One D&C way that works in practice very well, but is not perfect, is as follows:
Pick a dividing median line (by taking a median of all the center points x values of all the rectangles). [The dividing median is a line parallel to y-axis.]
Divide the rectangles into 3 subsets:
Left - rectangles that are entirely to the left of dividing median // n1
Center - rectangles that overlap with the dividing median // n2
Right - rectangles that are entirely to the right of the dividing median. // n3
Obviously, the rectangles in Left and in Right can not overlap.
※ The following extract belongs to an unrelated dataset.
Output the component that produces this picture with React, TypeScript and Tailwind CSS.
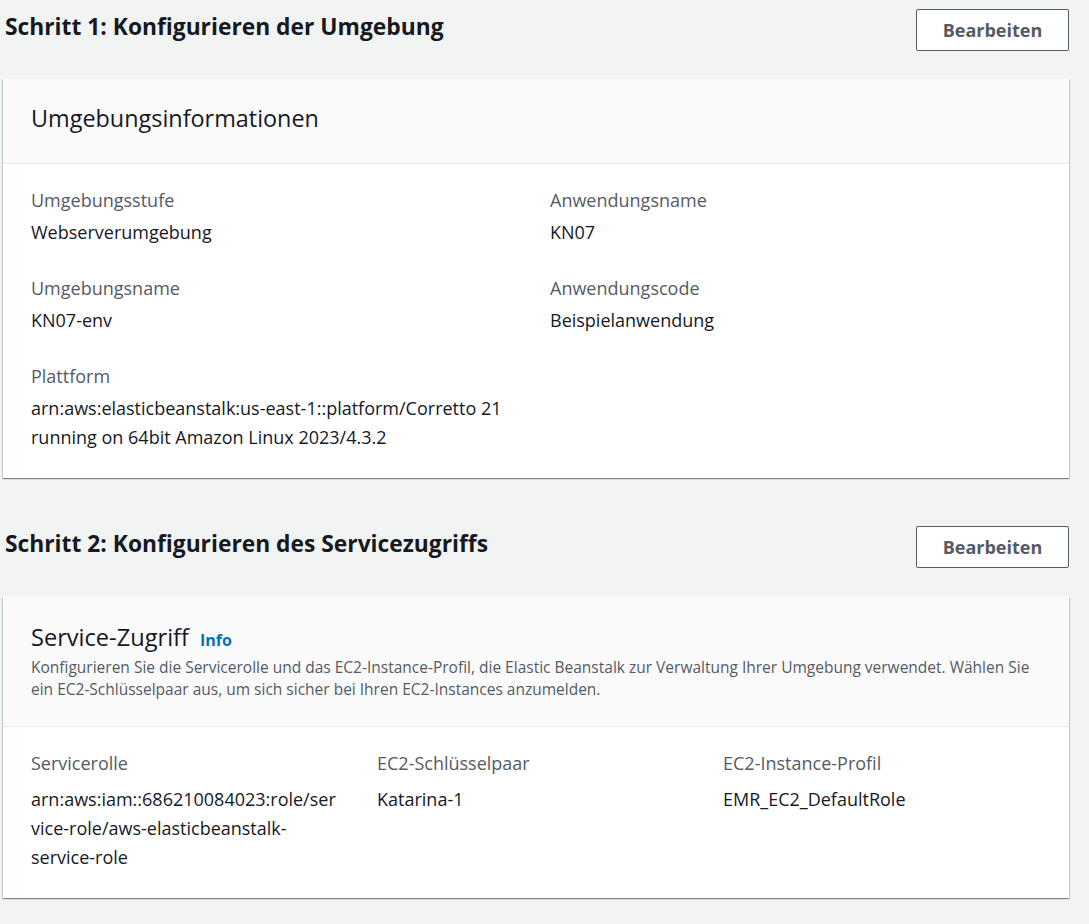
import React from 'react'

const font = { fontFamily: '"Open Sans", "Noto Sans", Arial, sans-serif' }

function EditButton() {
  return (
    <button className="h-[42px] w-[153px] rounded-[2px] border border-[#545b64] bg-white text-[18px] font-bold text-[#545b64]">
      Bearbeiten
    </button>
  )
}

function Field({ label, children, gap = 'mt-[6px]' }: { label: string; children: React.ReactNode; gap?: string }) {
  return (
    <div className="min-w-0">
      <div className="text-[18px] leading-[24px] text-[#545b64]">{label}</div>
      <div className={`${gap} text-[18px] leading-[29px] text-[#16191f] [overflow-wrap:anywhere]`}>{children}</div>
    </div>
  )
}

function Card({ children }: { children: React.ReactNode }) {
  return (
    <div className="bg-white shadow-[0_1px_1px_0_rgba(0,28,36,0.3),1px_1px_1px_0_rgba(0,28,36,0.15),-1px_1px_1px_0_rgba(0,28,36,0.15)]">
      {children}
    </div>
  )
}

export default function App() {
  return (
    <div style={font} className="min-h-screen bg-[#f2f3f3] pl-[3px] pr-[20px] pt-[9px]">
      {/* Schritt 1 */}
      <div className="flex items-center justify-between">
        <h2 className="pl-[2px] -mt-[5px] text-[22.8px] font-bold text-[#16191f]">Schritt 1: Konfigurieren der Umgebung</h2>
        <EditButton />
      </div>

      <div className="mt-[28px]">
        <Card>
          <div className="border-b border-[#eaeded] bg-[#fafafa] px-[28px] pt-[24px] pb-[30px]">
            <h3 className="text-[23.4px] leading-[30px] text-[#16191f]">Umgebungsinformationen</h3>
          </div>
          <div className="grid grid-cols-2 gap-x-[28px] gap-y-[29px] px-[28px] pt-[24px] pb-[26px]">
            <Field label="Umgebungsstufe">Webserverumgebung</Field>
            <Field label="Anwendungsname">KN07</Field>
            <Field label="Umgebungsname">KN07-env</Field>
            <Field label="Anwendungscode">Beispielanwendung</Field>
            <Field label="Plattform">
              arn:aws:elasticbeanstalk:us-east-1::platform/Corretto 21 running on 64bit Amazon Linux 2023/4.3.2
            </Field>
          </div>
        </Card>
      </div>

      {/* Schritt 2 */}
      <div className="mt-[48px] flex items-center justify-between">
        <h2 className="pl-[2px] -mt-[5px] text-[22.8px] font-bold text-[#16191f]">Schritt 2: Konfigurieren des Servicezugriffs</h2>
        <EditButton />
      </div>

      <div className="mt-[29px] pb-[25px]">
        <Card>
          <div className="border-b border-[#eaeded] bg-[#fafafa] px-[28px] pt-[25px] pb-[26px]">
            <div className="flex items-baseline gap-[11px]">
              <h3 className="text-[23.6px] leading-[30px] text-[#16191f]">Service-Zugriff</h3>
              <a href="#" className="text-[16px] font-bold text-[#0073bb]">Info</a>
            </div>
            <p className="mt-[4px] text-[15.5px] leading-[22px] text-[#545b64]">
              Konfigurieren Sie die Servicerolle und das EC2-Instance-Profil, die Elastic Beanstalk zur Verwaltung Ihrer
              Umgebung verwendet. Wählen Sie ein EC2-Schlüsselpaar aus, um sich sicher bei Ihren EC2-Instances anzumelden.
            </p>
          </div>
          <div className="grid grid-cols-3 gap-x-[28px] px-[28px] pt-[24px] pb-[26px]">
            <Field label="Servicerolle" gap="mt-[10px]">
              arn:aws:iam::686210084023:role/ser
              <br />
              vice-role/aws-elasticbeanstalk-
              <br />
              service-role
            </Field>
            <Field label="EC2-Schlüsselpaar" gap="mt-[10px]">Katarina-1</Field>
            <Field label="EC2-Instance-Profil" gap="mt-[10px]">EMR_EC2_DefaultRole</Field>
          </div>
        </Card>
      </div>
    </div>
  )
}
And the rectangles in Center already overlap along the x-axis, now we can simply check if they overlap along the y-axis. This can be done in O(n log n) as follows: Simply sort the rectangles (line intervals) in terms of y-axis. Iterate the list and compare the neighbors. Now, we observe that this can be done in O(n) time, if the rectangles are pre-sorted in terms of their y-axis once at the very beginning.
So, the recurrence relation basically becomes:
T(n) = O(n) + T(n1 + n2) + T(n2 + n3) + O(n2), where n1 + n2 + n3 is n.
If n2 is not too large, then this becomes O(n log n) algorithm.
If n2 is large, then the center part is pretty big, and we are likely to find an overlap there among center parts already.
So, this method is not guaranteed to be O(n log n), but it works in practice. For a cleverer algorithm, think of breaking the original set into 5 subsets on the basis of a central rectangle.